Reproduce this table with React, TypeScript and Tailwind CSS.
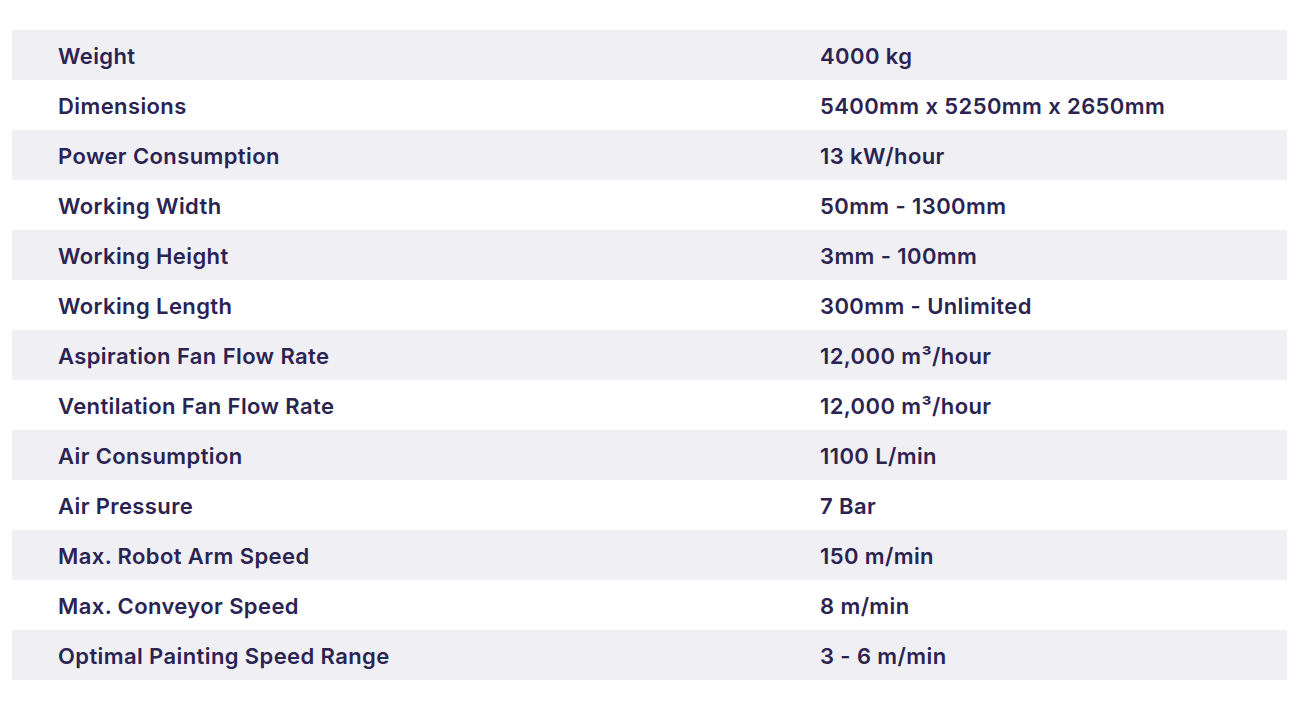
import React from 'react';

const SPECS: [string, React.ReactNode][] = [
  ['Weight', '4000 kg'],
  ['Dimensions', '5400mm x 5250mm x 2650mm'],
  ['Power Consumption', '13 kW/hour'],
  ['Working Width', '50mm - 1300mm'],
  ['Working Height', '3mm - 100mm'],
  ['Working Length', '300mm - Unlimited'],
  ['Aspiration Fan Flow Rate', <>12,000 m³/hour</>],
  ['Ventilation Fan Flow Rate', <>12,000 m³/hour</>],
  ['Air Consumption', '1100 L/min'],
  ['Air Pressure', '7 Bar'],
  ['Max. Robot Arm Speed', '150 m/min'],
  ['Max. Conveyor Speed', '8 m/min'],
  ['Optimal Painting Speed Range', '3 - 6 m/min'],
];

export default function App() {
  return (
    <div className="min-h-screen bg-white pt-[30px] pl-[12px] pr-[12px] font-['Inter',sans-serif]">
      <div className="w-[1275px]">
        {SPECS.map(([label, value], i) => (
          <div
            key={label}
            className={`flex h-[50px] items-center pt-[2px] text-[22px] font-semibold tracking-[0.4px] text-[#2b2352] ${i % 2 === 0 ? 'bg-[#f0f0f4]' : 'bg-white'}`}
          >
            <div className="w-[808px] pl-[46px]">{label}</div>
            <div className="flex-1">{value}</div>
          </div>
        ))}
      </div>
    </div>
  );
}
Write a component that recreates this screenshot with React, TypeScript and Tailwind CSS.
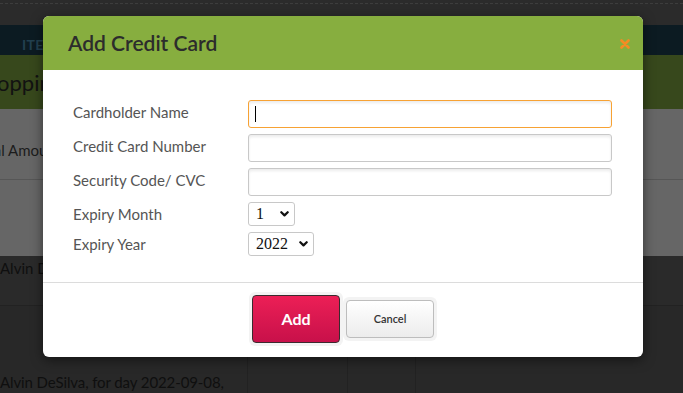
import React from "react";

const sans = { fontFamily: "Lato, 'Open Sans', sans-serif" };

function Chevron() {
  return (
    <svg width="9" height="6" viewBox="0 0 9 6" className="pointer-events-none absolute right-[6px] top-1/2 -translate-y-1/2">
      <path d="M1.3 1.2 L4.5 4.4 L7.7 1.2" fill="none" stroke="#111" strokeWidth="2.2" strokeLinecap="round" strokeLinejoin="round" />
    </svg>
  );
}

function Field({ focused }: { focused?: boolean }) {
  return (
    <div className="relative">
      <input
        readOnly
        className={`block h-[28px] w-[364px] rounded-[3px] border bg-white shadow-[inset_0_2px_3px_rgba(0,0,0,0.08)] outline-none ${
          focused ? "border-[#f7a234]" : "border-[#c8c8c8]"
        }`}
      />
      {focused && <span className="absolute left-[7px] top-[6px] h-[16px] w-[1px] bg-black" />}
    </div>
  );
}

function Select({ value, width }: { value: string; width: string }) {
  return (
    <div className={`relative ${width}`}>
      <select
        defaultValue={value}
        className="block h-[24px] w-full appearance-none rounded-[3px] border border-[#c8c8c8] bg-white pl-[7px] text-[16px] leading-none text-[#111] outline-none"
        style={{ fontFamily: "'Liberation Serif', serif" }}
      >
        <option>{value}</option>
      </select>
      <Chevron />
    </div>
  );
}

export default function App() {
  const rows: { label: string; el: React.ReactNode; sel?: boolean }[] = [
    { label: "Cardholder Name", el: <Field focused /> },
    { label: "Credit Card Number", el: <Field /> },
    { label: "Security Code/ CVC", el: <Field /> },
    { label: "Expiry Month", el: <Select value="1" width="w-[47px]" />, sel: true },
    { label: "Expiry Year", el: <Select value="2022" width="w-[66px]" />, sel: true },
  ];
  return (
    <div className="relative h-[393px] w-[683px] overflow-hidden bg-[#292929]" style={sans}>
      {/* background page (dimmed) */}
      <div className="flex h-full flex-col">
        <div className="h-[25px] bg-[#2b2b2b] pt-[3px]">
          <div className="border-t border-dashed border-[#3d3d3d]" />
        </div>
        <div className="flex h-[30px] items-center bg-[#0c1b22] pl-[22px]">
          <span className="pt-[8px] text-[14px] font-bold tracking-wide text-[#22404f]">ITEMS</span>
        </div>
        <div className="flex h-[54px] items-center overflow-hidden bg-[#37481c]">
          <span className="ml-[-27px] whitespace-nowrap text-[22px] text-[#121212]">Shopping Cart</span>
        </div>
        <div className="flex h-[147px] flex-col bg-[#666666]">
          <div className="flex h-[71px] items-center overflow-hidden border-b border-[#565656]">
            <span className="ml-[-27px] whitespace-nowrap pt-[12px] text-[15px] text-[#1c1c1c]">Total Amount</span>
          </div>
        </div>
        <div className="flex h-[50px] border-b border-[#222] bg-[#2a2a2a]">
          <span className="whitespace-nowrap pt-[1px] text-[15px] text-[#0f0f0f]">Alvin DeSilva</span>
        </div>
        <div className="flex flex-1 bg-[#282828]">
          <div className="flex w-[248px] items-end border-r border-[#222]">
            <span className="whitespace-nowrap text-[15px] tracking-[-0.1px] text-[#0f0f0f]">Alvin DeSilva, for day 2022-09-08,</span>
          </div>
          <div className="w-[100px] border-r border-[#222]" />
          <div className="w-[68px] border-r border-[#222]" />
        </div>
      </div>

      {/* modal */}
      <div className="absolute left-[43px] top-[16px] w-[600px] overflow-hidden rounded-[6px] bg-white shadow-[0_3px_12px_rgba(0,0,0,0.5)]">
        <div className="flex h-[54px] items-center justify-between bg-[#87ae3f] pl-[25px] pr-[13px]">
          <h2 className="text-[21px] font-semibold text-[#2c2c2c]">Add Credit Card</h2>
          <svg width="10" height="10" viewBox="0 0 10 10" className="mt-[2px]">
            <path d="M1.5 1.5 L8.5 8.5 M8.5 1.5 L1.5 8.5" stroke="#f68b23" strokeWidth="2.6" strokeLinecap="round" />
          </svg>
        </div>
        <div className="flex flex-col gap-[6px] pb-[26px] pl-[30px] pt-[30px]">
          {rows.map((r) => (
            <div key={r.label} className="flex items-center">
              <label
                className={`w-[175px] text-[15px] leading-[18px] text-[#555] ${r.sel ? "mb-[0px]" : "mb-[4px]"}`}
              >
                {r.label}
              </label>
              {r.el}
            </div>
          ))}
        </div>
        <div className="flex items-center justify-center border-t border-[#dcdcdc] pb-[11px] pt-[9px]">
          <div className="rounded-[6px] bg-[#f3f3f3] p-[3px]">
            <button className="flex h-[48px] w-[88px] items-center justify-center rounded-[4px] border border-[#3b2a2e] bg-gradient-to-b from-[#ec1f56] to-[#c8104a] text-[16px] font-bold text-white">
              Add
            </button>
          </div>
          <div className="rounded-[6px] bg-[#f3f3f3] p-[3px]">
            <button className="flex h-[38px] w-[88px] items-center justify-center rounded-[4px] border border-[#bdbdbd] bg-gradient-to-b from-white to-[#ececec] text-[11px] font-semibold text-[#333]">
              Cancel
            </button>
          </div>
        </div>
      </div>
    </div>
  );
}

▸ Your objective: Starting at the top of the listing above, reproduce each line up to and including the one with "import React from 'react';"; omit the pictures.

▸ Exercise output:
Reproduce this table with React, TypeScript and Tailwind CSS.
import React from 'react';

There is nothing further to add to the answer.